We don’t want to admit it, but there is absolutely nothing we can do to stop the Westboro Baptist Church. We can try to limit their annoyance by labeling them a hate group or making it harder for them to protest, but that won’t stop them and it won’t stop the words that bother us so much. The attention gives them fuel. But there is good news. Ultimately, the WBC has based their faith on the belief that we are near the end of days. And the problem with apocalypse groups is that eventually they have to admit that the apocalypse never came. It has happened to every single doomsday group thus far, and it will happen to the WBC. Before long, Fred Phelps will die, and further prove that the assertions that death is punishment for unrighteousness and that Fred Phelps is a prophet of God cannot both be true. Like all old ideas, the young people will begin to question, and the old ways will start to lose their hold. Certainty is incredibly appealing, and it will be hard to let go of, but I believe they can and will do it.

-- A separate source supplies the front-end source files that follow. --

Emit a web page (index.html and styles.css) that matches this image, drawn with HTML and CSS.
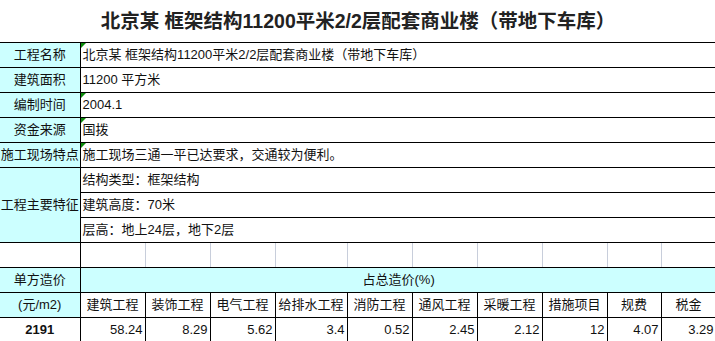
FILE: index.html
```html
<!DOCTYPE html>
<html lang="zh">
<head>
<meta charset="utf-8">
<title>北京某 框架结构11200平米2/2层配套商业楼</title>
<link rel="stylesheet" href="styles.css">
</head>
<body>
<h1 class="title">北京某 框架结构11200平米2/2层配套商业楼（带地下车库）</h1>
<table class="sheet">
  <colgroup>
    <col class="c-label">
    <col class="c65"><col class="c65"><col class="c65"><col class="c72">
    <col class="c65"><col class="c65"><col class="c65"><col class="c65">
    <col class="c54"><col class="c55">
  </colgroup>
  <tr>
    <td class="label">工程名称</td>
    <td class="info mark" colspan="10">北京某 框架结构11200平米2/2层配套商业楼（带地下车库）</td>
  </tr>
  <tr>
    <td class="label">建筑面积</td>
    <td class="info" colspan="10">11200 平方米</td>
  </tr>
  <tr>
    <td class="label">编制时间</td>
    <td class="info mark" colspan="10">2004.1</td>
  </tr>
  <tr>
    <td class="label">资金来源</td>
    <td class="info mark" colspan="10">国拨</td>
  </tr>
  <tr>
    <td class="label">施工现场特点</td>
    <td class="info mark" colspan="10">施工现场三通一平已达要求，交通较为便利。</td>
  </tr>
  <tr>
    <td class="label" rowspan="3">工程主要特征</td>
    <td class="info" colspan="10">结构类型：框架结构</td>
  </tr>
  <tr>
    <td class="info" colspan="10">建筑高度：70米</td>
  </tr>
  <tr>
    <td class="info" colspan="10">层高：地上24层，地下2层</td>
  </tr>
  <tr class="blank">
    <td class="plain"></td>
    <td></td><td></td><td></td><td></td><td></td>
    <td></td><td></td><td></td><td></td><td></td>
  </tr>
  <tr>
    <td class="label">单方造价</td>
    <td class="label share" colspan="10">占总造价(%)</td>
  </tr>
  <tr class="heads">
    <td class="label">(元/m2)</td>
    <td>建筑工程</td><td>装饰工程</td><td>电气工程</td><td>给排水工程</td><td>消防工程</td>
    <td>通风工程</td><td>采暖工程</td><td>措施项目</td><td>规费</td><td>税金</td>
  </tr>
  <tr class="values">
    <td class="total">2191</td>
    <td>58.24</td><td>8.29</td><td>5.62</td><td>3.4</td><td>0.52</td>
    <td>2.45</td><td>2.12</td><td>12</td><td>4.07</td><td>3.29</td>
  </tr>
</table>
</body>
</html>
```

FILE: styles.css
```css
html, body {
  margin: 0;
  padding: 0;
  background: #ffffff;
  overflow: hidden;
}

body {
  width: 715px;
  height: 341px;
  font-family: "Liberation Sans", "Noto Sans CJK SC", sans-serif;
  color: #111;
}

.title {
  margin: 0;
  height: 42px;
  line-height: 42px;
  width: 716px;
  text-align: center;
  font-size: 19.5px;
  font-weight: bold;
  color: #222;
}

.sheet {
  border-collapse: collapse;
  table-layout: fixed;
  width: 716px;
  font-size: 13px;
}

.c-label { width: 80px; }
.c65 { width: 65px; }
.c72 { width: 72px; }
.c54 { width: 54px; }
.c55 { width: 55px; }

.sheet tr {
  height: 25px;
}

.sheet td {
  border: 1px solid #000;
  padding: 0 2px;
  white-space: nowrap;
  overflow: hidden;
  vertical-align: middle;
  line-height: 16px;
}

.sheet tr td:first-child {
  border-left: none;
}

.label {
  background: #ccffff;
  text-align: center;
}

.sheet td.label {
  padding: 0;
}

.info {
  position: relative;
  text-align: left;
}

.mark::before {
  content: "";
  position: absolute;
  left: 0;
  top: 0;
  border-top: 5px solid #0a8a0a;
  border-right: 5px solid transparent;
}

.blank td {
  border-left-color: #c8cedb;
  border-right-color: #c8cedb;
}

.blank td.plain {
  border-right-color: #000;
}

.blank td:nth-child(2) {
  border-left-color: #000;
}

.sheet td.share {
  text-align: left;
  padding-left: 282px;
}

.heads td {
  text-align: center;
  padding: 0;
}

.values td {
  text-align: right;
  padding: 0 2px 0 0;
}

.values td.total {
  text-align: center;
  font-weight: bold;
  padding: 0;
}
```
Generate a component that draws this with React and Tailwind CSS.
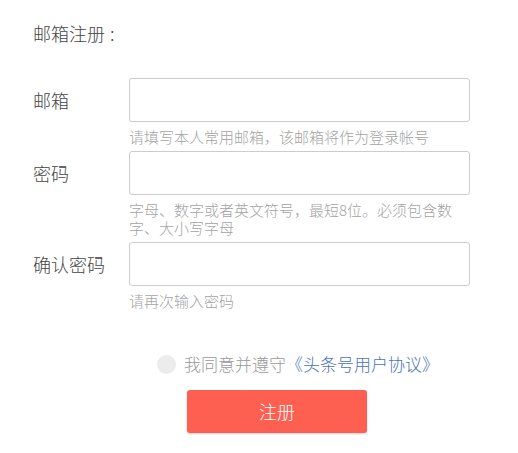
import React from "react";

const font = { fontFamily: '"Noto Sans CJK SC", "Noto Sans", sans-serif' };

function Row({ label, hint }) {
  return (
    <div className="flex items-start">
      <div className="w-[96px] h-[44px] flex items-center text-[18px] font-light text-[#444]">{label}</div>
      <div className="w-[341px]">
        <input className="block w-[341px] h-[44px] border border-[#cccccc] rounded-[3px] bg-white outline-none px-3" />
        <div className="mt-[6px] text-[15px] leading-[18px] font-light text-[#a3a3a3]">{hint}</div>
      </div>
    </div>
  );
}

export default function App() {
  return (
    <div className="w-[518px] h-[453px] bg-white overflow-hidden" style={font}>
      <div className="pl-[33px] pt-[22px]">
        <div className="text-[18px] leading-[22px] font-light text-[#444]">
          邮箱注册<span className="ml-[5px]">:</span>
        </div>
        <div className="mt-[34px] flex flex-col gap-[5px]">
          <Row label="邮箱" hint="请填写本人常用邮箱，该邮箱将作为登录帐号" />
          <Row label="密码" hint="字母、数字或者英文符号，最短8位。必须包含数字、大小写字母" />
          <Row label="确认密码" hint="请再次输入密码" />
        </div>
        <div className="mt-[43px] ml-[124px] flex items-center h-[22px]">
          <span className="w-[19px] h-[19px] rounded-full bg-[#ececec] shrink-0"></span>
          <span className="ml-[8px] text-[17px] leading-[22px] font-light text-[#999] whitespace-nowrap">
            我同意并遵守<span className="text-[#4a72b8]">《头条号用户协议》</span>
          </span>
        </div>
        <button className="mt-[15px] ml-[154px] w-[180px] h-[43px] rounded-[3px] bg-[#fd5f51] text-white text-[18px] font-light shadow-[0_1px_2px_rgba(0,0,0,0.2)]">
          注册
        </button>
      </div>
    </div>
  );
}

There is nothing we can do, and that is the hardest course of action we can possibly take. To stand back while they spew such hateful words. To allow them to continue to indoctrinate their children. To ignore the protests at the funerals of solders. It is so difficult it hurts. But it is the only way.
It’s not a new idea. In fact, it’s a very, very, old one. It’s an idea once suggested by the very man the WBC purports to follow. Do not fight hate with hate. Do not give violence to violence. The Westboro Baptist Church will sue you for your shirt. Give them your coat, also.
And with time, and only time, they too will fade away.